Mixed marine diatoms – transmission electron microscopy. Image by Dr Penny Ajani

Mixed marine diatoms – transmission electron microscopy. Image by Dr Penny Ajani

In summary: 
  • A database of 3.5 million records on Australian phytoplankton is now available thanks to a unique collaboration, with some of the records going back to 1844
  • Phytoplankton communities sustain ocean ecosystems and the database provides a baseline to better understand these marine microalgae in a changing world

In an unparalleled collaboration, phytoplankton experts from around Australia, including those from University of Technology Sydney, have come together for the first time to establish the Australian Phytoplankton Database (APD).  

Published this week in Scientific Data (a Nature publication) the database, comprising 3.5 million records extending from 1844 to the present day, will help answer some basic questions about microalgae in our coastal oceans – how many species do we have, how many are toxic and how will they perform in a warmer world?

"Establishing a link between climate change and trends in phytoplankton is challenging and requires the collection of suitably long term data," says co-author Dr Penny Ajani from the UTS Climate Change Cluster (C3) Seafood Safety research team.

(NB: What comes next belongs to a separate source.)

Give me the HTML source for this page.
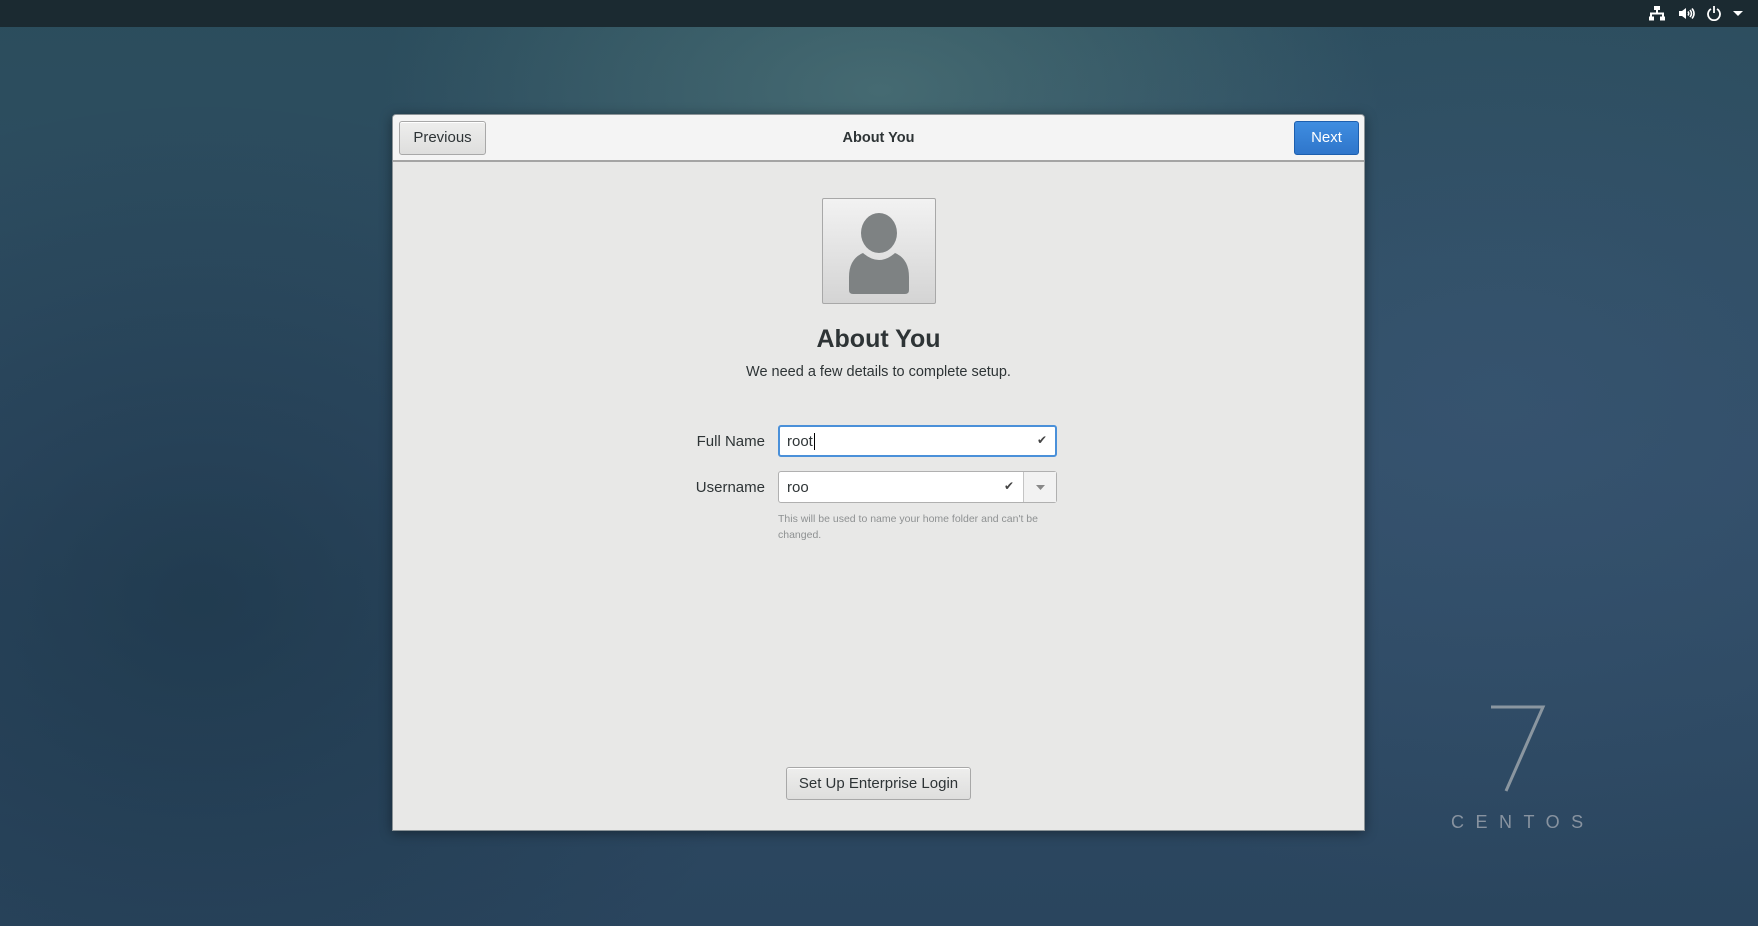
<!DOCTYPE html>
<html><head><meta charset="utf-8"><style>
*{margin:0;padding:0;box-sizing:border-box}
body{width:1758px;height:926px;overflow:hidden;font-family:"Liberation Sans",sans-serif;position:relative;
background:
radial-gradient(ellipse 500px 260px at 880px 90px,rgba(90,130,130,.55),transparent),
radial-gradient(ellipse 700px 500px at 1500px 400px,rgba(60,90,120,.5),transparent),
radial-gradient(ellipse 600px 500px at 200px 600px,rgba(20,45,60,.5),transparent),
linear-gradient(180deg,#2b4d5c 0%,#304c66 50%,#2a455e 100%);}
.top{position:absolute;left:0;top:0;width:1758px;height:27px;background:#1b2a31;}
.dlg{position:absolute;left:392px;top:114px;width:973px;height:717px;background:#e8e8e7;border:1px solid #8b9397;box-shadow:0 2px 12px rgba(0,0,0,.4);border-radius:4px 4px 0 0;overflow:hidden}
.hdr{height:47px;background:#f4f4f4;border-bottom:2px solid #a4a4a4;position:relative}
.btn{position:absolute;border:1px solid #a8a8a8;border-radius:3px;background:linear-gradient(#eeeeed,#dededd);font-size:15px;color:#2e3436;text-align:center;box-shadow:inset 0 1px #fff}
.c{position:absolute;left:0;width:100%;text-align:center;color:#2e3436}
.lbl{position:absolute;font-size:15px;color:#2e3436;text-align:right;width:100px}
.ent{position:absolute;left:385px;width:279px;height:32px;background:#fff;border:1px solid #b0b0b0;border-radius:3px;font-size:15px;padding:7px 8px;color:#2e3436}
</style></head><body>
<div class="top">
<svg style="position:absolute;left:1649px;top:6px" width="16" height="15" viewBox="0 0 16 15" fill="#fff"><rect x="5" y="0" width="6" height="4"/><rect x="7" y="4" width="2" height="3"/><rect x="1" y="6.5" width="14" height="2"/><rect x="1" y="8" width="2" height="3"/><rect x="13" y="8" width="2" height="3"/><rect x="0" y="10.5" width="5" height="4"/><rect x="11" y="10.5" width="5" height="4"/></svg>
<svg style="position:absolute;left:1678px;top:6px" width="17" height="15" viewBox="0 0 17 15" fill="none" stroke="#fff" stroke-width="1.6"><path d="M1 5h3l4-3v11l-4-3H1z" fill="#fff" stroke="none"/><path d="M10 5.5q1.5 2 0 4M12 4q3 3.5 0 7M14 2.5q4 5 0 10"/></svg>
<svg style="position:absolute;left:1706px;top:5px" width="16" height="16" viewBox="0 0 16 16" fill="none" stroke="#fff" stroke-width="1.8"><path d="M5 4a6 6 0 1 0 6 0"/><path d="M8 1v7"/></svg>
<svg style="position:absolute;left:1733px;top:11px" width="10" height="6" viewBox="0 0 10 6" fill="#fff"><path d="M0 0h10L5 5z"/></svg>
</div>
<div class="dlg">
<div class="hdr">
<div class="btn" style="left:6px;top:6px;width:87px;height:34px;line-height:32px">Previous</div>
<div class="c" style="top:15px;font-size:14.5px;font-weight:bold">About You</div>
<div class="btn" style="left:901px;top:6px;width:65px;height:34px;line-height:32px;background:linear-gradient(#3f8de0,#2f76cb);border-color:#1d5fae;color:#fff;box-shadow:none">Next</div>
</div>
<div style="position:absolute;left:429px;top:83px;width:114px;height:106px;border:1px solid #a8a8a8;border-radius:2px;background:linear-gradient(#f2f2f2,#d4d4d4)">
<svg width="112" height="104" viewBox="0 0 112 104"><ellipse cx="56" cy="34" rx="18" ry="20" fill="#7e8283"/><path d="M40 54q16 14 32 0q14 6 14 24v13q0 4-4 4H30q-4 0-4-4V78q0-18 14-24z" fill="#7e8283"/></svg></div>
<div class="c" style="top:210px;font-size:25px;font-weight:bold">About You</div>
<div class="c" style="top:249px;font-size:14.5px">We need a few details to complete setup.</div>
<div class="lbl" style="left:272px;top:318px">Full Name</div>
<div class="ent" style="top:310px;border:2px solid #4a90d9;padding:6px 7px">root<span style="border-left:1px solid #000;margin-left:1px"></span><span style="position:absolute;right:8px;top:6px;color:#444;font-size:12px">✔</span></div>
<div class="lbl" style="left:272px;top:364px">Username</div>
<div class="ent" style="top:356px">roo<span style="position:absolute;right:42px;top:7px;color:#444;font-size:12px">✔</span><div style="position:absolute;right:0;top:0;width:33px;height:30px;border-left:1px solid #c4c4c4;background:#f2f2f2"><svg style="position:absolute;left:12px;top:13px" width="9" height="5"><path d="M0 0h9L4.5 5z" fill="#888"/></svg></div></div>
<div style="position:absolute;left:385px;top:396px;width:272px;font-size:10.5px;line-height:16px;color:#8e9192">This will be used to name your home folder and can't be changed.</div>
<div class="btn" style="left:393px;top:652px;width:185px;height:33px;line-height:31px">Set Up Enterprise Login</div>
</div>
<svg style="position:absolute;left:1488px;top:705px" width="60" height="88" viewBox="0 0 60 88" fill="none" stroke="#8a96a0" stroke-width="3"><path d="M3 2h52L18 86"/></svg>
<div style="position:absolute;left:1451px;top:812px;font-size:18px;letter-spacing:11.5px;color:#8893a0">CENTOS</div>
</body></html>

"Phytoplankton are largely unseen to most people, yet they are responsible for 50 per cent of the oxygen we breathe and power our marine ecosystems. These microscopic marine microalgae are an 'invisible forest' yet they drive the productivity of our fisheries and aquaculture and even underpin the health of our coral reefs, so it's vital to better understand their ecology and abundance."

Dr Ajani said that the downside to some microalgae was the formation of blooms and the production of deadly toxins, with one bloom in Tasmania in 2012, caused by a toxic dinoflagellate alga Alexandrium tamarense, resulting in an economic loss of $23million.

"We still have very little idea of why they produce such complex and toxic chemicals so this collaboration has the potential to better protect Australia's important aquaculture industries."

Painstakingly gathered from the literature, active and retired researchers, consultancies, archives and databases, the APD is a national initiative led by CSIRO Oceans and Atmospheric Division researcher Dr Claire Davies. The database provides a baseline for all future work and will be invaluable for global climate change studies including ocean ecosystem modelling.

The Australian Phytoplankton Database is available through the Australian Ocean Data Network (AODN) portal. This portal is the main repository for marine data in Australia. The Phytoplankton Database will be maintained in the CSIRO data centre and can be updated with new records, which will automatically upload to the AODN.

Publication details:
"A database of marine phytoplankton abundance, biomass and species composition in Australian waters" by Claire Davies, Alex Coughlan, Gustaaf Hallegraeff, Penelope Ajani et al (Paper #SDATA-15-00180B) Published in Scientific Data, a Nature publication, 21st June 2016.